** start Source data **
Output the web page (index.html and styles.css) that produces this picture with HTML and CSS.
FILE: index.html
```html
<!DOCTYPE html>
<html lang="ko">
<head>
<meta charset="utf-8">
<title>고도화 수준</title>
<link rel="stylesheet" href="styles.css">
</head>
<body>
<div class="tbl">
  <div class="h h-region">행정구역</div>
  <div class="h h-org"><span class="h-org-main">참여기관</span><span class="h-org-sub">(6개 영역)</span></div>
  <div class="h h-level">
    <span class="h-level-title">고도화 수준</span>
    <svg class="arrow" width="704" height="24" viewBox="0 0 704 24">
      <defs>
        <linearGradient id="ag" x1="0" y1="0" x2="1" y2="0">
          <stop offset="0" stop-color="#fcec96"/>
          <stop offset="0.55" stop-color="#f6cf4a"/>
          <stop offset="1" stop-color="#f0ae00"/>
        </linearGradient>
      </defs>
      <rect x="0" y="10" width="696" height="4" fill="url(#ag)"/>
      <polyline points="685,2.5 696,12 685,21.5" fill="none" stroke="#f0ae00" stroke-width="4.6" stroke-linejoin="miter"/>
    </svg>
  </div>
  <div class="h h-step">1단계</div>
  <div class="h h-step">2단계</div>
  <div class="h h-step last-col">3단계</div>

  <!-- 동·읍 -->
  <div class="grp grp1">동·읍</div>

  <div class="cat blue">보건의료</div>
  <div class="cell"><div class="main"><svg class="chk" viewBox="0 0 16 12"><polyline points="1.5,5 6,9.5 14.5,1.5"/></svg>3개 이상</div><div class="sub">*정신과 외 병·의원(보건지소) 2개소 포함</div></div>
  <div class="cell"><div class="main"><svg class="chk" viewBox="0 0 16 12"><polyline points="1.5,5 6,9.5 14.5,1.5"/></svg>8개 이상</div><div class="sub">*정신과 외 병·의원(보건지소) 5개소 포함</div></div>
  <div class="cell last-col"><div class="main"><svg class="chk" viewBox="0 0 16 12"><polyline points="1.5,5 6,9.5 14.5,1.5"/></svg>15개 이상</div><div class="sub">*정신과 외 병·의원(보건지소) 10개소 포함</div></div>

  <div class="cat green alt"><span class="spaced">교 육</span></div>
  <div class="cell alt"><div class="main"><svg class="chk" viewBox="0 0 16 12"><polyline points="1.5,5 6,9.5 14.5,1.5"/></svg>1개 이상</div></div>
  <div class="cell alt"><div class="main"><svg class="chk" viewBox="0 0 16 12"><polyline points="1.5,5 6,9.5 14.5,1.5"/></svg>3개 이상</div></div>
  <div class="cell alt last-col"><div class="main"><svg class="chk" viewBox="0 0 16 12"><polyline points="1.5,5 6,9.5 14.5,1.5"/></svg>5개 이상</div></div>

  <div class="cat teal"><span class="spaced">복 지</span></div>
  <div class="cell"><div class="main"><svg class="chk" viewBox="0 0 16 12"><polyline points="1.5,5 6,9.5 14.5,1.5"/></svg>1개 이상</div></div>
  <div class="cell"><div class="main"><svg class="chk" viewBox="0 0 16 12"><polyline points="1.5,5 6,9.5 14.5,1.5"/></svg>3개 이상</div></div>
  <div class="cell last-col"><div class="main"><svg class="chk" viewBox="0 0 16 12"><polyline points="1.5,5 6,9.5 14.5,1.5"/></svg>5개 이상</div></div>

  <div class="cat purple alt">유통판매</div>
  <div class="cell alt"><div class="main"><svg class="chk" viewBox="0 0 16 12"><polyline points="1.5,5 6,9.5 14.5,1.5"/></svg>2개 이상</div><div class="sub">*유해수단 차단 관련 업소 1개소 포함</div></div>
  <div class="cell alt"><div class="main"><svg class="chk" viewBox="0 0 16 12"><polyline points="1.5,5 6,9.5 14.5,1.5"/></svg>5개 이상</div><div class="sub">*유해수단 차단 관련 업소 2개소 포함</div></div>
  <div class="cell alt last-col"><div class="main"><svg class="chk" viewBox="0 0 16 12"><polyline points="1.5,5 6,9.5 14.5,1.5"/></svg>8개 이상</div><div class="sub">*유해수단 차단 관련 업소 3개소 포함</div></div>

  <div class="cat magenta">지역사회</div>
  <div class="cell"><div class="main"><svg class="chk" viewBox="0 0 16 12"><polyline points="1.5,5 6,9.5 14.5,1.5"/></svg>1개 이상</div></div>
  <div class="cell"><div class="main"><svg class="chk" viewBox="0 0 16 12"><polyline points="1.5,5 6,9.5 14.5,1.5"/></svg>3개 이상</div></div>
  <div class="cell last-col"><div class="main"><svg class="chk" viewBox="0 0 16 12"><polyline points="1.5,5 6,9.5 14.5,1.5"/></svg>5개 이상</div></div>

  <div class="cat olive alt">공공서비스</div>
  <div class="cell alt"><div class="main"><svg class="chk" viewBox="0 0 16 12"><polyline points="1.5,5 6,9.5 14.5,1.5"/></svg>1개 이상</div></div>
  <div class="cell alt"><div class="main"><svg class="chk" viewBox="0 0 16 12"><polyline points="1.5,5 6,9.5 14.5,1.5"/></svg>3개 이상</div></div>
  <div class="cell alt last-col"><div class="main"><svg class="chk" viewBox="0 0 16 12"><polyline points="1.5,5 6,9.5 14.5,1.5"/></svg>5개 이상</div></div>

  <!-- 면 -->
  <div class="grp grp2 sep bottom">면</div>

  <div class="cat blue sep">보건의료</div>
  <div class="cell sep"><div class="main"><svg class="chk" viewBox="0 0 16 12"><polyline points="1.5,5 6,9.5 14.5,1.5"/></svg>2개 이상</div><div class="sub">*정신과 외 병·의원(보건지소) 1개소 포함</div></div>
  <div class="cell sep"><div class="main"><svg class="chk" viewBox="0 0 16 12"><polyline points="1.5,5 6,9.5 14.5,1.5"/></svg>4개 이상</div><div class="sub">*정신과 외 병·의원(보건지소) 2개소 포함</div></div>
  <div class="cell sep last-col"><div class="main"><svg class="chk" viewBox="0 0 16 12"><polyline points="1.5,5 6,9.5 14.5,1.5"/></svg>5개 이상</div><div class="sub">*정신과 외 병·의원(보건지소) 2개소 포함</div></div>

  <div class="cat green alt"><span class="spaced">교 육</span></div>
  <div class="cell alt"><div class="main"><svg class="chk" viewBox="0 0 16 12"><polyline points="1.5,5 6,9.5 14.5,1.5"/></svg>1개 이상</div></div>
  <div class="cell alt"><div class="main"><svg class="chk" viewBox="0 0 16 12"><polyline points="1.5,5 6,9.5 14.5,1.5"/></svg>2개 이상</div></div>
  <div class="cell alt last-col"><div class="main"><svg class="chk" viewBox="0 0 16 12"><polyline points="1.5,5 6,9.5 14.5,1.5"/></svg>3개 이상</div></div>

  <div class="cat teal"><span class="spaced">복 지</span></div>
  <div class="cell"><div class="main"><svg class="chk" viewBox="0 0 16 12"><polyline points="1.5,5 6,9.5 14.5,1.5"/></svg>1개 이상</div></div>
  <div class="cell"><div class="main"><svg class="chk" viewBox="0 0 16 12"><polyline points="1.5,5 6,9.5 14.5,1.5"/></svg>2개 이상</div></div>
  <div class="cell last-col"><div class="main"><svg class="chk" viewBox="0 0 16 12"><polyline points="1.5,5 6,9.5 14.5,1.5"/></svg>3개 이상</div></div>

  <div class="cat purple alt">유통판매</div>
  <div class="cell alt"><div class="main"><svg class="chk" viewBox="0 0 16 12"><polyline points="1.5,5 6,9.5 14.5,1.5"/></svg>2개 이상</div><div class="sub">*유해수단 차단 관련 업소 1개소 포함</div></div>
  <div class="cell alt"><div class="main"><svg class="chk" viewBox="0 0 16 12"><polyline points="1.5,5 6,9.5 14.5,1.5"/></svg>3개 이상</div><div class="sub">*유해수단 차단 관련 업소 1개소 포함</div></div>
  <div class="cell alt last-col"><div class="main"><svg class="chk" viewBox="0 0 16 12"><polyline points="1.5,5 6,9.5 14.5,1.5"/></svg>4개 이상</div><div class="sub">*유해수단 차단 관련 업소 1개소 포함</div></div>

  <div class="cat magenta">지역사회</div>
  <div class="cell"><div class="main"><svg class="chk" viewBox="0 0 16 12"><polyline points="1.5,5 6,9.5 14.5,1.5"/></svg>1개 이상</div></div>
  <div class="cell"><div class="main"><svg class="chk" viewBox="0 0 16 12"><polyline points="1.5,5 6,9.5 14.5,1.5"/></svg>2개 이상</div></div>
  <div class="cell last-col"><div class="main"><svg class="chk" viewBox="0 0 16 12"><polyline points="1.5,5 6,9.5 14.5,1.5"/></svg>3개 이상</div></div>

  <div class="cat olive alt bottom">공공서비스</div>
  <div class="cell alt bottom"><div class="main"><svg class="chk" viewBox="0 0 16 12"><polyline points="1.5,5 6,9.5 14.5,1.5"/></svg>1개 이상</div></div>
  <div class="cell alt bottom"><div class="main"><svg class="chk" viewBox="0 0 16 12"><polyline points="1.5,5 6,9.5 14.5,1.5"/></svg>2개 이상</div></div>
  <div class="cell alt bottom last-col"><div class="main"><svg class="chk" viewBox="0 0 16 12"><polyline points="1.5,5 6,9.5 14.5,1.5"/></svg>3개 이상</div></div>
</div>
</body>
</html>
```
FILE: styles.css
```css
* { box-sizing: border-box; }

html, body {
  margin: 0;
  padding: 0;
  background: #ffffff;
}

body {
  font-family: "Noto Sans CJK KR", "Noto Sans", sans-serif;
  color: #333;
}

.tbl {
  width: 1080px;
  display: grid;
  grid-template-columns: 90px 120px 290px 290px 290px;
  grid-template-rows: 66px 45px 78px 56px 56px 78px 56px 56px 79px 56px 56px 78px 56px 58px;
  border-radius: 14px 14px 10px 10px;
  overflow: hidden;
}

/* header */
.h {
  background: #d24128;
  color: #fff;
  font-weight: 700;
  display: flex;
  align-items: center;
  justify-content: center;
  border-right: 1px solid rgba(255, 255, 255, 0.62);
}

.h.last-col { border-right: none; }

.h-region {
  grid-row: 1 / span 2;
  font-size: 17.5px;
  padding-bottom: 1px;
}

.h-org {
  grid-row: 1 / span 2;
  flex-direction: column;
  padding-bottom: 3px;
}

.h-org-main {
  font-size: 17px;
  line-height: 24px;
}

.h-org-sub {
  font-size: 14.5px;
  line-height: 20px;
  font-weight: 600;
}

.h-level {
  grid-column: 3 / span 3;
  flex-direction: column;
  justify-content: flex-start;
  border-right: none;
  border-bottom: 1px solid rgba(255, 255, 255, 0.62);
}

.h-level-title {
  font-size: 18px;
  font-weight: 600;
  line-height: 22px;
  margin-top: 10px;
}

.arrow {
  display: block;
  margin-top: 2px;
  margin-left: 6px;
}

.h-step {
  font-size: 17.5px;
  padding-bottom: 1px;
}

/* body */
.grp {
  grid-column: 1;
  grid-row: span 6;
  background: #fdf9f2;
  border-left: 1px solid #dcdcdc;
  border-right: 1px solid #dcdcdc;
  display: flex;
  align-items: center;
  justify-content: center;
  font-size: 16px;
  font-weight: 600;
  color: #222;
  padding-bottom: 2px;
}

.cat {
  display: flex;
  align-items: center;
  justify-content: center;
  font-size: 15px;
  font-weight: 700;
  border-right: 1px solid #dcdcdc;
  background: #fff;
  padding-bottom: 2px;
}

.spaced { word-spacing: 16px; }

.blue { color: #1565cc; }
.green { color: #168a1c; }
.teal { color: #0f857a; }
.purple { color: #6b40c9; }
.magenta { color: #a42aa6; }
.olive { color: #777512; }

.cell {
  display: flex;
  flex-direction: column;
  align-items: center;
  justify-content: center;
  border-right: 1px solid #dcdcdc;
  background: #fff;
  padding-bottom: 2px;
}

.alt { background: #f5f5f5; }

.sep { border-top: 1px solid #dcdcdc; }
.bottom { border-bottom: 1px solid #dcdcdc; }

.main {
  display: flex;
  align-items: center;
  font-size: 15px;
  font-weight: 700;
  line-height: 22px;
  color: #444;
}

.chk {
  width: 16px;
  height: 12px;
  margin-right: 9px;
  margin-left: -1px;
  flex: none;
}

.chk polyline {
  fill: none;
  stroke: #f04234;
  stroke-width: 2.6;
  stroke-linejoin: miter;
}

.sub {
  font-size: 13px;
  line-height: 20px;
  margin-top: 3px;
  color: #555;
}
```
** end Source data **
Work required:
Track down every line with the word "styles" and copy it.

Answer for this exercise:
Output the web page (index.html and styles.css) that produces this picture with HTML and CSS.
<link rel="stylesheet" href="styles.css">
FILE: styles.css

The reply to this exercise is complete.